WILLMAR - Robbins Island has officially been named a regional park by the Greater Minnesota Regional Parks and Trails Commission. With this new designation also came a significant grant from the commission for future projects at the park.
"We feel very fortunate. It is a great opportunity for Robbins Island," said Steve Brisendine, director of Willmar Community Education and Recreation.
The commission this fall named Robbins Island a regional park, after the city applied in April. In the designation application, the city says Robbins Island has premier natural beauty and offers park visitors the opportunity to enjoy four seasons of outdoor activities including picnicking, fishing, swimming and bird watching.
"It is a very good natural resource that sits in the middle of town," Brisendine said.
The city applied for a $750,000 Legacy grant from the commission, when it became clear the park would receive its designation, to be used for projects at the park. The Greater Minnesota Regional Parks and Trails Commission announced Dec. 20 that Robbins Island Regional Park had been chosen for a $606,347 grant for fiscal year 2018. The state Legislature will now have to approve the commission's recommendation before Willmar receives the money.
The city will have to come up with a local match of $250,000.

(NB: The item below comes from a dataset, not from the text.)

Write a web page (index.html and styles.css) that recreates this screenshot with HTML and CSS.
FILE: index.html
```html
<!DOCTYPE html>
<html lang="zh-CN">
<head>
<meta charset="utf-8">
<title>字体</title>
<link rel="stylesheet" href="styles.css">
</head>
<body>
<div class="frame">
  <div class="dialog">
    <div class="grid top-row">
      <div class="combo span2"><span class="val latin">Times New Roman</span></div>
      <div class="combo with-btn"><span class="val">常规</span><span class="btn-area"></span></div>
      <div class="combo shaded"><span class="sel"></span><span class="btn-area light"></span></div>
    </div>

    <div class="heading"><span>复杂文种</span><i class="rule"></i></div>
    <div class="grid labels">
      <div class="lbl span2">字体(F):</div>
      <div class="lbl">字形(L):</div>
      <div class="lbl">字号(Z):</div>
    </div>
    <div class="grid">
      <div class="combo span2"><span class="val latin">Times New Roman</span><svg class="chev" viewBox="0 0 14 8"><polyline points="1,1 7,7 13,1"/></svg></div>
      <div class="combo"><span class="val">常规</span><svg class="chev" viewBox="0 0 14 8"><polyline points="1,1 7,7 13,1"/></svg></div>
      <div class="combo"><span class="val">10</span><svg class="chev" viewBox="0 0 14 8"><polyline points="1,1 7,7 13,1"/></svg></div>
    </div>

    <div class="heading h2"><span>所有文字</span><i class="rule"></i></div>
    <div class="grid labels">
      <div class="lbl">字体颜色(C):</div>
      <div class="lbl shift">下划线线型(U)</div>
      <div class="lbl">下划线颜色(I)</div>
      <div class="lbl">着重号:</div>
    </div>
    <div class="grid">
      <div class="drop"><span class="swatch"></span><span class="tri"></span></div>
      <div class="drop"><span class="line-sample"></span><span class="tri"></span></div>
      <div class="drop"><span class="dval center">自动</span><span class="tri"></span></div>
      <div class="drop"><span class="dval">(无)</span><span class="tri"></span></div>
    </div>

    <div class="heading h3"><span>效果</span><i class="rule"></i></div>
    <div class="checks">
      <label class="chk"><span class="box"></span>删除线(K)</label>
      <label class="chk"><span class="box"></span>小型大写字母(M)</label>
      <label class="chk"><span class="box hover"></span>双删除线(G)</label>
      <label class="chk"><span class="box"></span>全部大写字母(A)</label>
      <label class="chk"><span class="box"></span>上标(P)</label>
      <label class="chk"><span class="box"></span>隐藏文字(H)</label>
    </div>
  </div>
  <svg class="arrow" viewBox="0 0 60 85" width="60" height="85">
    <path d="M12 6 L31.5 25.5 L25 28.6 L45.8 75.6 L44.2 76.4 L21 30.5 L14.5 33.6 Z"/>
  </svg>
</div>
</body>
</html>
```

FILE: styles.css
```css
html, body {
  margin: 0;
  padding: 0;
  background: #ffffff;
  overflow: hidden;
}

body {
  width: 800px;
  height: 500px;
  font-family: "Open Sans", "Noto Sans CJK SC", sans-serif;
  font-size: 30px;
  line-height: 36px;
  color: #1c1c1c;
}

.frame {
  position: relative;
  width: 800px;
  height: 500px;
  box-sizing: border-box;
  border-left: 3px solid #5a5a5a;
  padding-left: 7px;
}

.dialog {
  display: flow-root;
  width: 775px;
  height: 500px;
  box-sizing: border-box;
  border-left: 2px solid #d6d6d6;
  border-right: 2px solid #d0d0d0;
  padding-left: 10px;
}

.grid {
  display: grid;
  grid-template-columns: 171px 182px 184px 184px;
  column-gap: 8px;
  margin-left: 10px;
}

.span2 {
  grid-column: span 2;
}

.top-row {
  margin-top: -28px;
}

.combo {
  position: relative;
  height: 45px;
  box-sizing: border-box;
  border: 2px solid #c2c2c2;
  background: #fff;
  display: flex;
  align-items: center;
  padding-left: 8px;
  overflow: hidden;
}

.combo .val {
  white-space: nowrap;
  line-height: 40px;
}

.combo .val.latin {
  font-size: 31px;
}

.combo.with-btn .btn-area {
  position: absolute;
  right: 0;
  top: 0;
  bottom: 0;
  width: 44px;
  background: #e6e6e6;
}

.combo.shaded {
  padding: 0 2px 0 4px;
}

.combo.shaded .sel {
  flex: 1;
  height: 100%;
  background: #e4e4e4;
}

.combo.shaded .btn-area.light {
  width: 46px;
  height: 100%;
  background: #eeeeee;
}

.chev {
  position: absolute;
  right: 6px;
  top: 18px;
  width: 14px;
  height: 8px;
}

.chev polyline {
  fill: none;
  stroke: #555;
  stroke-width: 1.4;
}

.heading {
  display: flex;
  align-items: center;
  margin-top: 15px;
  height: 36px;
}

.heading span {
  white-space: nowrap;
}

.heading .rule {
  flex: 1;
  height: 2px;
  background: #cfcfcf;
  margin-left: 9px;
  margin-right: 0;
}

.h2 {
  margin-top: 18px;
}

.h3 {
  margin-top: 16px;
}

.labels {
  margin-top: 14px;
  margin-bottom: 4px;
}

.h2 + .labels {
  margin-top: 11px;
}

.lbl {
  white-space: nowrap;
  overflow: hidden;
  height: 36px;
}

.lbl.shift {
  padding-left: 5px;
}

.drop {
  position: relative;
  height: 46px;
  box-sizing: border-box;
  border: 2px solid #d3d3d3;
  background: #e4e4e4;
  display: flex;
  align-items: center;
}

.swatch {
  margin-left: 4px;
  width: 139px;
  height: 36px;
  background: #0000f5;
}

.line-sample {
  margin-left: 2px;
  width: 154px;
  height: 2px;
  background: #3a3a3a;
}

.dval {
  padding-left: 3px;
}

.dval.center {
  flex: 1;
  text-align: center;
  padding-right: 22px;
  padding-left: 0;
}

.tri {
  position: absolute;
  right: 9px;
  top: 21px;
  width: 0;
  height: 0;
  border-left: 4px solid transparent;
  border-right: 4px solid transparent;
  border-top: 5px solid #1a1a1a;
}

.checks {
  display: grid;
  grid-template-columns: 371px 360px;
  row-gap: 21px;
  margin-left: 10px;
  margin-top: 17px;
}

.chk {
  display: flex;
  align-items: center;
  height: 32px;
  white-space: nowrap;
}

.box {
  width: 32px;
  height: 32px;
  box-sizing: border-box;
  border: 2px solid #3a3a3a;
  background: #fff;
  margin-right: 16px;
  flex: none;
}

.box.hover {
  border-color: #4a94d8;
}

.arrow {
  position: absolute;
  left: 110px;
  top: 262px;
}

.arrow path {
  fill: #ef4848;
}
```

"The council will be tasked to find that $250,000," Mayor Marv Calvin said Wednesday during an appearance at the Willmar Rotary Club.

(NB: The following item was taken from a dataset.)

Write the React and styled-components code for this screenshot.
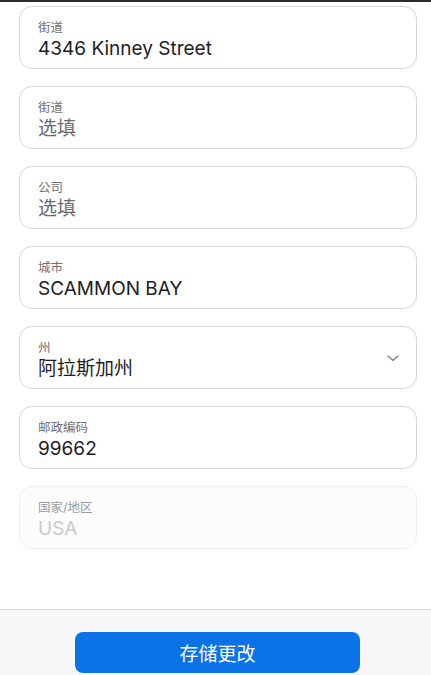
import React from "react";
import styled, { createGlobalStyle } from "styled-components";

// ===== Global =====

const GlobalStyle = createGlobalStyle`
  html, body {
    margin: 0;
    padding: 0;
    background: #ffffff;
  }
  body {
    font-family: Inter, "Noto Sans CJK SC", sans-serif;
    -webkit-font-smoothing: antialiased;
  }
  * {
    box-sizing: border-box;
  }
`;

// ===== Styled Components =====

const Page = styled.div`
  display: flex;
  flex-direction: column;
  height: 100vh;
  overflow: hidden;
`;

const TopEdge = styled.div`
  height: 2px;
  background: #2b2b2b;
  flex-shrink: 0;
`;

const Form = styled.div`
  flex: 1;
  display: flex;
  flex-direction: column;
  gap: 17px;
  padding: 4px 14px 0 19px;
`;

const Field = styled.div`
  display: flex;
  align-items: flex-start;
  height: 63px;
  padding: 12px 18px 0 18px;
  border: 1px solid ${(p) => (p.disabled ? "#efeff1" : "#d6d6d9")};
  border-radius: 13px;
  background: ${(p) => (p.disabled ? "#fcfcfd" : "#ffffff")};
`;

const FieldBody = styled.div`
  flex: 1;
  display: flex;
  flex-direction: column;
`;

const Label = styled.span`
  font-size: 12.5px;
  line-height: 17px;
  color: ${(p) => (p.disabled ? "#9a9a9f" : "#6f6f74")};
`;

const Value = styled.span`
  font-size: 19px;
  line-height: 25px;
  color: ${(p) =>
    p.disabled ? "#c9c9cc" : p.placeholder ? "#6a6a6e" : "#1d1d1f"};
`;

const Chevron = styled.svg`
  width: 14px;
  height: 14px;
  margin-top: 12px;
  margin-right: -2px;
  flex-shrink: 0;
`;

const Footer = styled.div`
  flex-shrink: 0;
  height: 66px;
  border-top: 1px solid #dcdcdf;
  background: #f8f8fa;
  display: flex;
  justify-content: center;
  padding-top: 22px;
  padding-left: 4px;
`;

const SaveButton = styled.button`
  width: 285px;
  height: 41px;
  border: none;
  border-radius: 8px;
  background: #0b72e7;
  color: #ffffff;
  font-family: Inter, "Noto Sans CJK SC", sans-serif;
  font-size: 19px;
  cursor: pointer;
`;

// ===== Data =====

const fields = [
  { label: "街道", value: "4346 Kinney Street" },
  { label: "街道", value: "选填", placeholder: true },
  { label: "公司", value: "选填", placeholder: true },
  { label: "城市", value: "SCAMMON BAY" },
  { label: "州", value: "阿拉斯加州", select: true },
  { label: "邮政编码", value: "99662" },
  { label: "国家/地区", value: "USA", disabled: true },
];

// ===== App =====

const App = () => {
  return (
    <Page>
      <GlobalStyle />
      <TopEdge />
      <Form>
        {fields.map((f, i) => (
          <Field key={i} disabled={f.disabled}>
            <FieldBody>
              <Label disabled={f.disabled}>{f.label}</Label>
              <Value placeholder={f.placeholder} disabled={f.disabled}>
                {f.value}
              </Value>
            </FieldBody>
            {f.select && (
              <Chevron viewBox="0 0 14 14" fill="none">
                <path
                  d="M2 5l5 4.5L12 5"
                  stroke="#808085"
                  strokeWidth="1.4"
                  strokeLinecap="round"
                  strokeLinejoin="round"
                />
              </Chevron>
            )}
          </Field>
        ))}
      </Form>
      <Footer>
        <SaveButton>存储更改</SaveButton>
      </Footer>
    </Page>
  );
};

export default App;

The projects to be partially funded by the grant include a four-season, multi-use building located on the swimming beach. The structure, as written in the grant application, will serve as the park headquarters and will include concession and meeting space and will house program staff and park equipment. Summer and winter sports equipment could also be rented out from this building, including kayaks, paddleboards, skates, skis and snowshoes. In the winter the building will be used as a warming house for an outdoor skating rink and for those cross country skiing in the park. A boat house will be built to store the rental equipment.
Also in the application was an interpretive boardwalk on the eastern portion of the lake. The boardwalk would go over rehabilitated wetlands and connect to the existing trail system in the park, along with connecting to new trails included in the plan.
"We feel it is time to utilize that natural resource out there. Enjoy it more," Brisendine said, which is why the city wants to bring more amenities to the island.
The projects chosen to be represented in the grant application come from the 2015 Master Park Plan which includes $7.9 million in Robbins Island improvements. Other potential projects in the park plan are an outdoor amphitheatre and additional infrastructure improvements, including updates to the roads, which Brisendine said are essential to the park's future. A major playground is already in the works, headed by the Willmar Destination Playground Steering Committee.
"We are the regional center of west central Minnesota. You don't see parks like this," Brisendine said.
The city estimates the new four-season shelter will cost around $365,000, which includes tearing down the old bathhouse. The estimated cost of the boathouse is $219,000 and the interpretive boardwalk and trail could cost approximately $416,000.
"Robbins Island is a gem in our community," Calvin said.
The grant funds come from the state's voter approved Clean Water, Land and Legacy amendment. Established in 2008, the amendment increased the sales tax by three-eighths of 1 percent. The tax, which goes through 2034, is collected for projects protecting, preserving and promoting Minnesota's water, land, arts and cultural heritage.
The Greater Minnesota Regional Parks and Trails Commission recommended approval of eight project grants worth $8,298,180 for 2018. Twenty-five applications were submitted, totaling $23,582,369.
The projects awarded legacy funding met the 25-Year Legacy Plan Strategic Directions of connecting people to the outdoors, acquire land and creating opportunities, taking care of what we have and coordinating among partners.
"It is a pretty good deal, considering the competition," Brisendine said.